(Front-end source files)
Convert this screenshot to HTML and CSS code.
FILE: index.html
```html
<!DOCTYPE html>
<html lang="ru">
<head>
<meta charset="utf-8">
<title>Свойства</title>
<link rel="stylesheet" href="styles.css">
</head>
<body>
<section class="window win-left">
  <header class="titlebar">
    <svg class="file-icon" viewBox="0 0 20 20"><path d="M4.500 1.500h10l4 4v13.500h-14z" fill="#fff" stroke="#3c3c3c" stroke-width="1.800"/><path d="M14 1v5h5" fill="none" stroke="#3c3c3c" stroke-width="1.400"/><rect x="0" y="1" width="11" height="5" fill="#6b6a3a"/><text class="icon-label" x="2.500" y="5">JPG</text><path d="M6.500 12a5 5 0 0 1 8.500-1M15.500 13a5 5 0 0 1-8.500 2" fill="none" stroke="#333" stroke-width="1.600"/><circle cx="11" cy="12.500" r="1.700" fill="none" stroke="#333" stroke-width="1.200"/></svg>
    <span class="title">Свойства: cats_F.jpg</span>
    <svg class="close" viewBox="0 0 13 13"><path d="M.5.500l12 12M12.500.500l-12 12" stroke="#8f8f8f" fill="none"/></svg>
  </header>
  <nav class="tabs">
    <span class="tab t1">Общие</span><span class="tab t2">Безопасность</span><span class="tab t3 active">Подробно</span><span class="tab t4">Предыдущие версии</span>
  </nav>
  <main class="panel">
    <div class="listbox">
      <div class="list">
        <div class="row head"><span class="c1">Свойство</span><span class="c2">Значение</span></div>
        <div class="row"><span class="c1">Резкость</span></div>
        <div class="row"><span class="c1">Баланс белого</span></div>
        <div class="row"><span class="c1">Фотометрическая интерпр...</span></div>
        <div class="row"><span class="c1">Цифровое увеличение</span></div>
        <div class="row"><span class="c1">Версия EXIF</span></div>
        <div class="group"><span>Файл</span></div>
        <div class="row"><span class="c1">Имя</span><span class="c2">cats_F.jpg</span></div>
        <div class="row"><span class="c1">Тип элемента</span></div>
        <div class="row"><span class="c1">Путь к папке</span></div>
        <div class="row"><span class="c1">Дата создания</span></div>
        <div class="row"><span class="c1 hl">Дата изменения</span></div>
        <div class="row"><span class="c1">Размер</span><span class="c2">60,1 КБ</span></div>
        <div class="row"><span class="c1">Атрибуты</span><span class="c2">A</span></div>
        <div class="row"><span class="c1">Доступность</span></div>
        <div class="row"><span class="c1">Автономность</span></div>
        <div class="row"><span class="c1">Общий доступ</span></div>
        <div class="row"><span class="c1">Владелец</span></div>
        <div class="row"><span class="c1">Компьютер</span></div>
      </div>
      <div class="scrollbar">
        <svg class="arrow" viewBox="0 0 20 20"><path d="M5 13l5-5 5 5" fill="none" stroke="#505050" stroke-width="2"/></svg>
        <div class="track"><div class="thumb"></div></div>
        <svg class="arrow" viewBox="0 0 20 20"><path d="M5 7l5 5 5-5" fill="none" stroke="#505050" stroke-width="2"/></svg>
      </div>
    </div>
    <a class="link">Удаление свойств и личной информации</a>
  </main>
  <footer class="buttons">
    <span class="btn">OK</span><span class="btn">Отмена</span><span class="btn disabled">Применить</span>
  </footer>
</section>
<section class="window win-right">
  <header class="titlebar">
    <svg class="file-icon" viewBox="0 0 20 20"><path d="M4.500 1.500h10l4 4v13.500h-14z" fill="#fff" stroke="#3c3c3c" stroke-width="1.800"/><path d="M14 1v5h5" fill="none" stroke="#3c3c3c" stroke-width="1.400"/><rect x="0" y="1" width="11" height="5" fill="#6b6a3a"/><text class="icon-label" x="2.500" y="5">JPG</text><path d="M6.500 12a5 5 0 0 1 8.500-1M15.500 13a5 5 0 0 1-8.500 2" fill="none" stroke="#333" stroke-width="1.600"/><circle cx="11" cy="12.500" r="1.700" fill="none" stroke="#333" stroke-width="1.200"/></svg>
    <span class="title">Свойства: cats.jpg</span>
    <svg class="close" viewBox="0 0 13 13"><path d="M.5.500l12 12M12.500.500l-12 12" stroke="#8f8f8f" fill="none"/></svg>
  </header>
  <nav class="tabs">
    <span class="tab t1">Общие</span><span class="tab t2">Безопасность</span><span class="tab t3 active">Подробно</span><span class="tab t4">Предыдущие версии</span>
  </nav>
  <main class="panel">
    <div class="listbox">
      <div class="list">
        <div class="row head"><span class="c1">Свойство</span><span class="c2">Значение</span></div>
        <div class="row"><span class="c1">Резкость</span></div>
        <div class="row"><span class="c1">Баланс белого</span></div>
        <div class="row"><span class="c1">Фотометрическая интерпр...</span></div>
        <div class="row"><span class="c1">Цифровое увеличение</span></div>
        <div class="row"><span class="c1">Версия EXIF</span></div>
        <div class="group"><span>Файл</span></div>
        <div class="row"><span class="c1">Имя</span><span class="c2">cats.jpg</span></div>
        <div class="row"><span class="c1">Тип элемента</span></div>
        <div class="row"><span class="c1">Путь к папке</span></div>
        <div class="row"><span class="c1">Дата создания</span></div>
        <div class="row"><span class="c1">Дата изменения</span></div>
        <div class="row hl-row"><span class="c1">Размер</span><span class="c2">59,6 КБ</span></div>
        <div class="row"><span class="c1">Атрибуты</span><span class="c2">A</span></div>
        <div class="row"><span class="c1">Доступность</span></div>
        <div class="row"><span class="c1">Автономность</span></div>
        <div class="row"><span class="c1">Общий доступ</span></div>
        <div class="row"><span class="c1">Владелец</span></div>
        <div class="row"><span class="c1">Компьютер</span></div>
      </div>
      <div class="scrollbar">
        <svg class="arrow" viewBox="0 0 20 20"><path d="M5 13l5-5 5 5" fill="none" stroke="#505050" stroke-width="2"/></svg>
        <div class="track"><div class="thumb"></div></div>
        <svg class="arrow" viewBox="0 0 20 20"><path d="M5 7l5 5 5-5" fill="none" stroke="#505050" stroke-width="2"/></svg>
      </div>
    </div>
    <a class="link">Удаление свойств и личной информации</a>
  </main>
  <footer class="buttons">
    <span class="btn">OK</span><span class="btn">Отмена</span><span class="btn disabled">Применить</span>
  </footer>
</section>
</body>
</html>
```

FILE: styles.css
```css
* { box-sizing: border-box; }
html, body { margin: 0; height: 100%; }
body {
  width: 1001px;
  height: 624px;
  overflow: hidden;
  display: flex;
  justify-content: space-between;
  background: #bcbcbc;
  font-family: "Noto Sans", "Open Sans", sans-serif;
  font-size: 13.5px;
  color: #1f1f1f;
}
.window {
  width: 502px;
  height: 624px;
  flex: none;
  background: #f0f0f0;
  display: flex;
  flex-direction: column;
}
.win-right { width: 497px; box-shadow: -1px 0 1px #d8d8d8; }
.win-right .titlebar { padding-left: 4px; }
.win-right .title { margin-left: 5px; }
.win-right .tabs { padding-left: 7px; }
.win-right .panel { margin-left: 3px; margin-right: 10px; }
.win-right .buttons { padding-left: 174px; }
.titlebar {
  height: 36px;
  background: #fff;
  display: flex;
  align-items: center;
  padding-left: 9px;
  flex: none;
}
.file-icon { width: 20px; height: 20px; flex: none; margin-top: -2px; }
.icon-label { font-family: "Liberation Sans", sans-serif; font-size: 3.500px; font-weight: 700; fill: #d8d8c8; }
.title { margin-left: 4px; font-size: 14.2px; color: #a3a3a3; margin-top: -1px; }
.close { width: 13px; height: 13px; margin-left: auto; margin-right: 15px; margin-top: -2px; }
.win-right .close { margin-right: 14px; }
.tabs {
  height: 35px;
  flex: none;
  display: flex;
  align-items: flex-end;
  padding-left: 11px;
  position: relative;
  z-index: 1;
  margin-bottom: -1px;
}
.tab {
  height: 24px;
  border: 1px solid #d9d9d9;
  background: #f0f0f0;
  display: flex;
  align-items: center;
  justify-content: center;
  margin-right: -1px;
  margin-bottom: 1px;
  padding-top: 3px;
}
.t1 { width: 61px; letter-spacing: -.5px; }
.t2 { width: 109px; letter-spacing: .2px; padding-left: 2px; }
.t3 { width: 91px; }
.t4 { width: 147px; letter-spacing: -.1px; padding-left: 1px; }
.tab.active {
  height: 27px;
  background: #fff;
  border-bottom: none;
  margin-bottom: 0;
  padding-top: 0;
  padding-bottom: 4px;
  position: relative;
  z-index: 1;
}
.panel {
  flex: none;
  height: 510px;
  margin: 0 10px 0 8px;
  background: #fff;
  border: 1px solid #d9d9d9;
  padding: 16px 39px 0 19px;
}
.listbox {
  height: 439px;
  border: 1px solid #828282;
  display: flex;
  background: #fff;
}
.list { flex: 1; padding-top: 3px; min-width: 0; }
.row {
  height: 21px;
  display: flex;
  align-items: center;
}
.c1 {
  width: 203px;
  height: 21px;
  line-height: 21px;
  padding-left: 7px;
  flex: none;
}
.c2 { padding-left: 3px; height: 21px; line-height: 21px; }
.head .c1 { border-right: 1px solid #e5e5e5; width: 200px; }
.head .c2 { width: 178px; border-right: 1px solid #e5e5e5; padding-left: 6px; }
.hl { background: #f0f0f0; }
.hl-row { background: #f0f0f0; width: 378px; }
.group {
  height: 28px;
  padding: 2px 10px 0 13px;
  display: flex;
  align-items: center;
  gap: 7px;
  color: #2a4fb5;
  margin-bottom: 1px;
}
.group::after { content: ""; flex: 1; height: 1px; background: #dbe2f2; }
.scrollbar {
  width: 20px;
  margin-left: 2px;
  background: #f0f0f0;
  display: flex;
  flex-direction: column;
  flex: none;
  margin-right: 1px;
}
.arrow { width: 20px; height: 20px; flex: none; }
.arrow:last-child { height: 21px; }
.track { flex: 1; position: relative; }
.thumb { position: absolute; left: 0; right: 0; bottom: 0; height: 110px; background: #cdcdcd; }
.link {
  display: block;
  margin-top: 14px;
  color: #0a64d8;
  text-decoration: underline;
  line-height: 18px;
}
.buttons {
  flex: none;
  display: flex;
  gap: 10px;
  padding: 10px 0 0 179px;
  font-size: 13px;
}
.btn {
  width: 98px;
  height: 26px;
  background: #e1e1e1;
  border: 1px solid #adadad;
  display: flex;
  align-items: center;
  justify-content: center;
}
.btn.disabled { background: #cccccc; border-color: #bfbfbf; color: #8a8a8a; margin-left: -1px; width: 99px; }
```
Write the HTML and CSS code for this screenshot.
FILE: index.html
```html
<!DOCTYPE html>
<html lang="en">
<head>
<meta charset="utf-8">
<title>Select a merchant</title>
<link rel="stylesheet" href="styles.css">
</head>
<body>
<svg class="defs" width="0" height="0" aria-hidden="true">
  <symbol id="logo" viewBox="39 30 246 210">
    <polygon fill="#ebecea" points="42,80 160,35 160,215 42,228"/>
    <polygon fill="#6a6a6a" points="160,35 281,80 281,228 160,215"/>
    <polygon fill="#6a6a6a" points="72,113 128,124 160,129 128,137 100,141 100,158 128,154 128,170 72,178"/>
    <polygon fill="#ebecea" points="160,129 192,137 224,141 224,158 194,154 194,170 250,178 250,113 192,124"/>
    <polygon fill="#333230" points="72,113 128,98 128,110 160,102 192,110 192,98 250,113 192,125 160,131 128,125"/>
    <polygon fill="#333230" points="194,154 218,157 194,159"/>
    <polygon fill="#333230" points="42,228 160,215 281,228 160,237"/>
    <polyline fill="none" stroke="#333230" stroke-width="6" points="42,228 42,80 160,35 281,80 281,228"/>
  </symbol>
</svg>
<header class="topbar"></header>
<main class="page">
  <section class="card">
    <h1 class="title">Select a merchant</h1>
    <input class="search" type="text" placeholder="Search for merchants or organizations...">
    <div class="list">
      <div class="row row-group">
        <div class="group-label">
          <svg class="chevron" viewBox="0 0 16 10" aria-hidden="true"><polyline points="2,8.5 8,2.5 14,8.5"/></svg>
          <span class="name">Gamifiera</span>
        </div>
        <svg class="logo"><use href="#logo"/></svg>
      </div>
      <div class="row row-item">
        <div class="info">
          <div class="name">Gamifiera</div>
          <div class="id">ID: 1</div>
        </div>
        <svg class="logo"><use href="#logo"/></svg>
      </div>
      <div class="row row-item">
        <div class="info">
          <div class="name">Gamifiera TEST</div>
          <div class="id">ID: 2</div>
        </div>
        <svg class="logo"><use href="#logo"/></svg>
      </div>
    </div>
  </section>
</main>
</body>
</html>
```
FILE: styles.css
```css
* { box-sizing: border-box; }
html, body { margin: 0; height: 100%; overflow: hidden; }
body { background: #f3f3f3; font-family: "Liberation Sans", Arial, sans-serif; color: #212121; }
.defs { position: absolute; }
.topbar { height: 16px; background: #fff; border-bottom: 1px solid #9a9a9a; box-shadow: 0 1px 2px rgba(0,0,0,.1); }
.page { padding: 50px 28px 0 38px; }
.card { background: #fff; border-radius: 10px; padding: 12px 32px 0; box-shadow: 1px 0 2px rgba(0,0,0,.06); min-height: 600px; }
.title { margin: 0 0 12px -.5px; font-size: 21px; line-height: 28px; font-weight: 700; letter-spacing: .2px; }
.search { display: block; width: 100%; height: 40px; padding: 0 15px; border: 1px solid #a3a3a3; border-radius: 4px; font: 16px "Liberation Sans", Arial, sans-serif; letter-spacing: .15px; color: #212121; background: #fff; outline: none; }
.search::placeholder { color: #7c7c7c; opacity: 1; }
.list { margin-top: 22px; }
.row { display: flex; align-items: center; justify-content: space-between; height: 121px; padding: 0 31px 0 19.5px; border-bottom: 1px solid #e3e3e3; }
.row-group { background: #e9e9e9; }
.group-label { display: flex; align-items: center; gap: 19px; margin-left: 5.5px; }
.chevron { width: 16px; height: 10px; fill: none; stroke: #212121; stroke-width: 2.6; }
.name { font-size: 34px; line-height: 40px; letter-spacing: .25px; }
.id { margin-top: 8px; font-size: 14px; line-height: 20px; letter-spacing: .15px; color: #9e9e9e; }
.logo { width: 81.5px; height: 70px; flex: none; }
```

▸ **TO BE DONE**
Gather each line in the data that holds the string "code".

▸ **EXPECTED OUTPUT**
Convert this screenshot to HTML and CSS code.
Write the HTML and CSS code for this screenshot.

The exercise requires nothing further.